** start of Supplied information **

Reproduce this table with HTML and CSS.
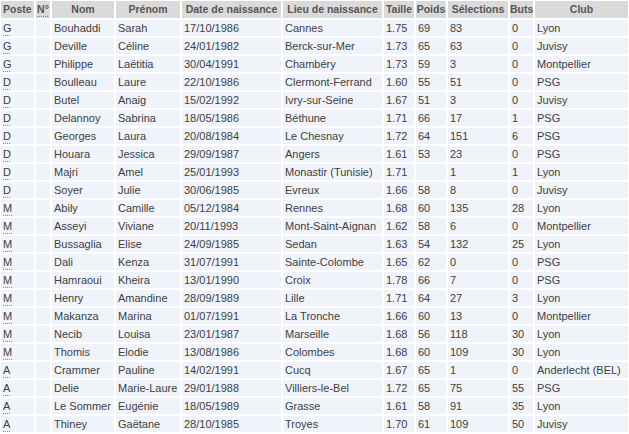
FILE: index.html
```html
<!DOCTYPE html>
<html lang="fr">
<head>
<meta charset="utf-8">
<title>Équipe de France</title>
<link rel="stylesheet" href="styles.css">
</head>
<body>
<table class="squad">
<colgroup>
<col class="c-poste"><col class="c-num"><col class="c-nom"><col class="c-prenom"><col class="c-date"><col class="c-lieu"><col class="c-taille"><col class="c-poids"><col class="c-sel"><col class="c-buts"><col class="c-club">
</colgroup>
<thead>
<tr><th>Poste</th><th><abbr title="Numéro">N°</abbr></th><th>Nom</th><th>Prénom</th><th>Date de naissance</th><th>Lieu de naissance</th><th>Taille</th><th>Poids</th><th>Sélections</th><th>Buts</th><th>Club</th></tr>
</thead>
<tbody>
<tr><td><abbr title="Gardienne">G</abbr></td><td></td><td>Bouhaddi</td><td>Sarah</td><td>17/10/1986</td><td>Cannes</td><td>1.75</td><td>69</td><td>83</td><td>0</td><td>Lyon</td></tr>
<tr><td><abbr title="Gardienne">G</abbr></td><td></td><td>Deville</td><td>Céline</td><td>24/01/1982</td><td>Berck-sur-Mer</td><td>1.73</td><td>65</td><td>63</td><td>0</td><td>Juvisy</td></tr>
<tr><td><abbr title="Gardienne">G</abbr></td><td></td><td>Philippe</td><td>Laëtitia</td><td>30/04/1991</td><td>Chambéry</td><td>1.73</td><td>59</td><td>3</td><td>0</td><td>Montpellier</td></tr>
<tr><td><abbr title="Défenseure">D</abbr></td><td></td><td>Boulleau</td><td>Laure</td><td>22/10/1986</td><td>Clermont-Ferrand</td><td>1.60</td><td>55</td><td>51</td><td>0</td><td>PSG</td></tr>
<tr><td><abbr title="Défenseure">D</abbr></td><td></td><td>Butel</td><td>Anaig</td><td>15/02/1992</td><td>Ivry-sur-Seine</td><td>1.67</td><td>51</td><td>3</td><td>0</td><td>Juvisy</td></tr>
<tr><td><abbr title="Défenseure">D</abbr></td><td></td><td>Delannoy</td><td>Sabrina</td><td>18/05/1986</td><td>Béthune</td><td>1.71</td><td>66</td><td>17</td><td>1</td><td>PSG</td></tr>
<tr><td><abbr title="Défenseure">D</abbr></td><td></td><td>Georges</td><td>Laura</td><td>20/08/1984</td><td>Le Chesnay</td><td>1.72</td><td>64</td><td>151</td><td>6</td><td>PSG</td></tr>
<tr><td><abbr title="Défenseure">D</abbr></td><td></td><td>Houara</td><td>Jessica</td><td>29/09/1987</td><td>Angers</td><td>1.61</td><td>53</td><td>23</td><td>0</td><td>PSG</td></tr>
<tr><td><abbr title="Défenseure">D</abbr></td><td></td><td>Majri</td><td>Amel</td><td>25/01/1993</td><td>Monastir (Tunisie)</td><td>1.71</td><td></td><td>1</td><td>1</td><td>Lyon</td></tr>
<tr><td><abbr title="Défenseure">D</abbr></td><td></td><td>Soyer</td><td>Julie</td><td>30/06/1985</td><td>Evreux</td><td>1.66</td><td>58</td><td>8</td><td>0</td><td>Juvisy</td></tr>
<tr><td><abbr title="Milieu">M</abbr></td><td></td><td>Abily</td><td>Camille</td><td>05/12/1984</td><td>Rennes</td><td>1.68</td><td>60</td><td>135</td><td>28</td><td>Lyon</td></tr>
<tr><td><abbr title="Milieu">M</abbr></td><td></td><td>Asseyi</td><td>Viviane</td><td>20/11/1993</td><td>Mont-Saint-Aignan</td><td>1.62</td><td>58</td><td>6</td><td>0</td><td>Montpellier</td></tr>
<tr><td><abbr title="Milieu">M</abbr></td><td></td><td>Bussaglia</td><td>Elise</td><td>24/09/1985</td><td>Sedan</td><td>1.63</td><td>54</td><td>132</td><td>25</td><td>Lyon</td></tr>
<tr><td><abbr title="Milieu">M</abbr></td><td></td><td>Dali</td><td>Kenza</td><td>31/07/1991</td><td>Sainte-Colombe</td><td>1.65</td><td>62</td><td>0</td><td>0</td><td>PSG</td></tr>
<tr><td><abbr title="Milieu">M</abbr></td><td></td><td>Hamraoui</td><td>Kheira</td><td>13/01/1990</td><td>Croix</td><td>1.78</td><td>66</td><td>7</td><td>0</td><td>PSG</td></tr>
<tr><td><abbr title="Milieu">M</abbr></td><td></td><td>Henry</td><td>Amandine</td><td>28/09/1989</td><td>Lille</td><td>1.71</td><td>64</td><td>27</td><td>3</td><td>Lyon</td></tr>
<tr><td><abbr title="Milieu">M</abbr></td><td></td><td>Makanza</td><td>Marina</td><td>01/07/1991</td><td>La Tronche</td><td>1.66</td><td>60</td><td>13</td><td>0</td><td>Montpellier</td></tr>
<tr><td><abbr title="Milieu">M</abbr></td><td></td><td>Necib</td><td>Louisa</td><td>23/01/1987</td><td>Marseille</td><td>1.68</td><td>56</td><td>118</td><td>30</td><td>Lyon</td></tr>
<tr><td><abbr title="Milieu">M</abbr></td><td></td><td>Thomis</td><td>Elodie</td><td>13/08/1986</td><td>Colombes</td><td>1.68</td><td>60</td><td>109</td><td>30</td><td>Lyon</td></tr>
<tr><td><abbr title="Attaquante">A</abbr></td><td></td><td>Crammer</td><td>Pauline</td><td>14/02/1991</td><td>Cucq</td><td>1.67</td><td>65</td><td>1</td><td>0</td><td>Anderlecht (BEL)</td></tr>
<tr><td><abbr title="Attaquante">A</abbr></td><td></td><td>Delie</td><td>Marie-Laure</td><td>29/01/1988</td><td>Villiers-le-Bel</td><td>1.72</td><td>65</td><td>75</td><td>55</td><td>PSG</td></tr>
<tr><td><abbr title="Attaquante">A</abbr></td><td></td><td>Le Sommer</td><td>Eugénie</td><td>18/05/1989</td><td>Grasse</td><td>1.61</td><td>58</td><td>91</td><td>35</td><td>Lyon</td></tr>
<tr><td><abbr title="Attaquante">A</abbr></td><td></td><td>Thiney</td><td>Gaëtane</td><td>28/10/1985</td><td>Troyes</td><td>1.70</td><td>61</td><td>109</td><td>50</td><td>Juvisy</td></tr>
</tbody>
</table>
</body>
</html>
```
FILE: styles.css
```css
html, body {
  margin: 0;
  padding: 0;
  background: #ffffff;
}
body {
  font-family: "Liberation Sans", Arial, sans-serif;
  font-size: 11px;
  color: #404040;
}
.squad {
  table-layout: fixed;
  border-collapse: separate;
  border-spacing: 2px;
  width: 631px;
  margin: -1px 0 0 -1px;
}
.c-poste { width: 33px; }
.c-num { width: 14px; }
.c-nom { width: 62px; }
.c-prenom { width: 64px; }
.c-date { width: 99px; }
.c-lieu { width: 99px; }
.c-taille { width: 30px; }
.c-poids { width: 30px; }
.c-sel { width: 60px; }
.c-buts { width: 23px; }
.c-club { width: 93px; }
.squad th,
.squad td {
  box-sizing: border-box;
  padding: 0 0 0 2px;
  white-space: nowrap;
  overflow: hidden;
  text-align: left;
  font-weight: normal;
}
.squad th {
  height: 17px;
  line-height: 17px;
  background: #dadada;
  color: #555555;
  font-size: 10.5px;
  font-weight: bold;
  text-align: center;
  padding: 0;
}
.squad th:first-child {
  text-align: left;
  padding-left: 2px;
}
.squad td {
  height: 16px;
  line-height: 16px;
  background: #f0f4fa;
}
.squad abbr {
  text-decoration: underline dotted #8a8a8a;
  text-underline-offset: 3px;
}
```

** end of Supplied information **

Leave the pictures out and copy the rest of the data exactly.

**Finished exercise**
Reproduce this table with HTML and CSS.
FILE: index.html
```html
<!DOCTYPE html>
<html lang="fr">
<head>
<meta charset="utf-8">
<title>Équipe de France</title>
<link rel="stylesheet" href="styles.css">
</head>
<body>
<table class="squad">
<colgroup>
<col class="c-poste"><col class="c-num"><col class="c-nom"><col class="c-prenom"><col class="c-date"><col class="c-lieu"><col class="c-taille"><col class="c-poids"><col class="c-sel"><col class="c-buts"><col class="c-club">
</colgroup>
<thead>
<tr><th>Poste</th><th><abbr title="Numéro">N°</abbr></th><th>Nom</th><th>Prénom</th><th>Date de naissance</th><th>Lieu de naissance</th><th>Taille</th><th>Poids</th><th>Sélections</th><th>Buts</th><th>Club</th></tr>
</thead>
<tbody>
<tr><td><abbr title="Gardienne">G</abbr></td><td></td><td>Bouhaddi</td><td>Sarah</td><td>17/10/1986</td><td>Cannes</td><td>1.75</td><td>69</td><td>83</td><td>0</td><td>Lyon</td></tr>
<tr><td><abbr title="Gardienne">G</abbr></td><td></td><td>Deville</td><td>Céline</td><td>24/01/1982</td><td>Berck-sur-Mer</td><td>1.73</td><td>65</td><td>63</td><td>0</td><td>Juvisy</td></tr>
<tr><td><abbr title="Gardienne">G</abbr></td><td></td><td>Philippe</td><td>Laëtitia</td><td>30/04/1991</td><td>Chambéry</td><td>1.73</td><td>59</td><td>3</td><td>0</td><td>Montpellier</td></tr>
<tr><td><abbr title="Défenseure">D</abbr></td><td></td><td>Boulleau</td><td>Laure</td><td>22/10/1986</td><td>Clermont-Ferrand</td><td>1.60</td><td>55</td><td>51</td><td>0</td><td>PSG</td></tr>
<tr><td><abbr title="Défenseure">D</abbr></td><td></td><td>Butel</td><td>Anaig</td><td>15/02/1992</td><td>Ivry-sur-Seine</td><td>1.67</td><td>51</td><td>3</td><td>0</td><td>Juvisy</td></tr>
<tr><td><abbr title="Défenseure">D</abbr></td><td></td><td>Delannoy</td><td>Sabrina</td><td>18/05/1986</td><td>Béthune</td><td>1.71</td><td>66</td><td>17</td><td>1</td><td>PSG</td></tr>
<tr><td><abbr title="Défenseure">D</abbr></td><td></td><td>Georges</td><td>Laura</td><td>20/08/1984</td><td>Le Chesnay</td><td>1.72</td><td>64</td><td>151</td><td>6</td><td>PSG</td></tr>
<tr><td><abbr title="Défenseure">D</abbr></td><td></td><td>Houara</td><td>Jessica</td><td>29/09/1987</td><td>Angers</td><td>1.61</td><td>53</td><td>23</td><td>0</td><td>PSG</td></tr>
<tr><td><abbr title="Défenseure">D</abbr></td><td></td><td>Majri</td><td>Amel</td><td>25/01/1993</td><td>Monastir (Tunisie)</td><td>1.71</td><td></td><td>1</td><td>1</td><td>Lyon</td></tr>
<tr><td><abbr title="Défenseure">D</abbr></td><td></td><td>Soyer</td><td>Julie</td><td>30/06/1985</td><td>Evreux</td><td>1.66</td><td>58</td><td>8</td><td>0</td><td>Juvisy</td></tr>
<tr><td><abbr title="Milieu">M</abbr></td><td></td><td>Abily</td><td>Camille</td><td>05/12/1984</td><td>Rennes</td><td>1.68</td><td>60</td><td>135</td><td>28</td><td>Lyon</td></tr>
<tr><td><abbr title="Milieu">M</abbr></td><td></td><td>Asseyi</td><td>Viviane</td><td>20/11/1993</td><td>Mont-Saint-Aignan</td><td>1.62</td><td>58</td><td>6</td><td>0</td><td>Montpellier</td></tr>
<tr><td><abbr title="Milieu">M</abbr></td><td></td><td>Bussaglia</td><td>Elise</td><td>24/09/1985</td><td>Sedan</td><td>1.63</td><td>54</td><td>132</td><td>25</td><td>Lyon</td></tr>
<tr><td><abbr title="Milieu">M</abbr></td><td></td><td>Dali</td><td>Kenza</td><td>31/07/1991</td><td>Sainte-Colombe</td><td>1.65</td><td>62</td><td>0</td><td>0</td><td>PSG</td></tr>
<tr><td><abbr title="Milieu">M</abbr></td><td></td><td>Hamraoui</td><td>Kheira</td><td>13/01/1990</td><td>Croix</td><td>1.78</td><td>66</td><td>7</td><td>0</td><td>PSG</td></tr>
<tr><td><abbr title="Milieu">M</abbr></td><td></td><td>Henry</td><td>Amandine</td><td>28/09/1989</td><td>Lille</td><td>1.71</td><td>64</td><td>27</td><td>3</td><td>Lyon</td></tr>
<tr><td><abbr title="Milieu">M</abbr></td><td></td><td>Makanza</td><td>Marina</td><td>01/07/1991</td><td>La Tronche</td><td>1.66</td><td>60</td><td>13</td><td>0</td><td>Montpellier</td></tr>
<tr><td><abbr title="Milieu">M</abbr></td><td></td><td>Necib</td><td>Louisa</td><td>23/01/1987</td><td>Marseille</td><td>1.68</td><td>56</td><td>118</td><td>30</td><td>Lyon</td></tr>
<tr><td><abbr title="Milieu">M</abbr></td><td></td><td>Thomis</td><td>Elodie</td><td>13/08/1986</td><td>Colombes</td><td>1.68</td><td>60</td><td>109</td><td>30</td><td>Lyon</td></tr>
<tr><td><abbr title="Attaquante">A</abbr></td><td></td><td>Crammer</td><td>Pauline</td><td>14/02/1991</td><td>Cucq</td><td>1.67</td><td>65</td><td>1</td><td>0</td><td>Anderlecht (BEL)</td></tr>
<tr><td><abbr title="Attaquante">A</abbr></td><td></td><td>Delie</td><td>Marie-Laure</td><td>29/01/1988</td><td>Villiers-le-Bel</td><td>1.72</td><td>65</td><td>75</td><td>55</td><td>PSG</td></tr>
<tr><td><abbr title="Attaquante">A</abbr></td><td></td><td>Le Sommer</td><td>Eugénie</td><td>18/05/1989</td><td>Grasse</td><td>1.61</td><td>58</td><td>91</td><td>35</td><td>Lyon</td></tr>
<tr><td><abbr title="Attaquante">A</abbr></td><td></td><td>Thiney</td><td>Gaëtane</td><td>28/10/1985</td><td>Troyes</td><td>1.70</td><td>61</td><td>109</td><td>50</td><td>Juvisy</td></tr>
</tbody>
</table>
</body>
</html>
```
FILE: styles.css
```css
html, body {
  margin: 0;
  padding: 0;
  background: #ffffff;
}
body {
  font-family: "Liberation Sans", Arial, sans-serif;
  font-size: 11px;
  color: #404040;
}
.squad {
  table-layout: fixed;
  border-collapse: separate;
  border-spacing: 2px;
  width: 631px;
  margin: -1px 0 0 -1px;
}
.c-poste { width: 33px; }
.c-num { width: 14px; }
.c-nom { width: 62px; }
.c-prenom { width: 64px; }
.c-date { width: 99px; }
.c-lieu { width: 99px; }
.c-taille { width: 30px; }
.c-poids { width: 30px; }
.c-sel { width: 60px; }
.c-buts { width: 23px; }
.c-club { width: 93px; }
.squad th,
.squad td {
  box-sizing: border-box;
  padding: 0 0 0 2px;
  white-space: nowrap;
  overflow: hidden;
  text-align: left;
  font-weight: normal;
}
.squad th {
  height: 17px;
  line-height: 17px;
  background: #dadada;
  color: #555555;
  font-size: 10.5px;
  font-weight: bold;
  text-align: center;
  padding: 0;
}
.squad th:first-child {
  text-align: left;
  padding-left: 2px;
}
.squad td {
  height: 16px;
  line-height: 16px;
  background: #f0f4fa;
}
.squad abbr {
  text-decoration: underline dotted #8a8a8a;
  text-underline-offset: 3px;
}
```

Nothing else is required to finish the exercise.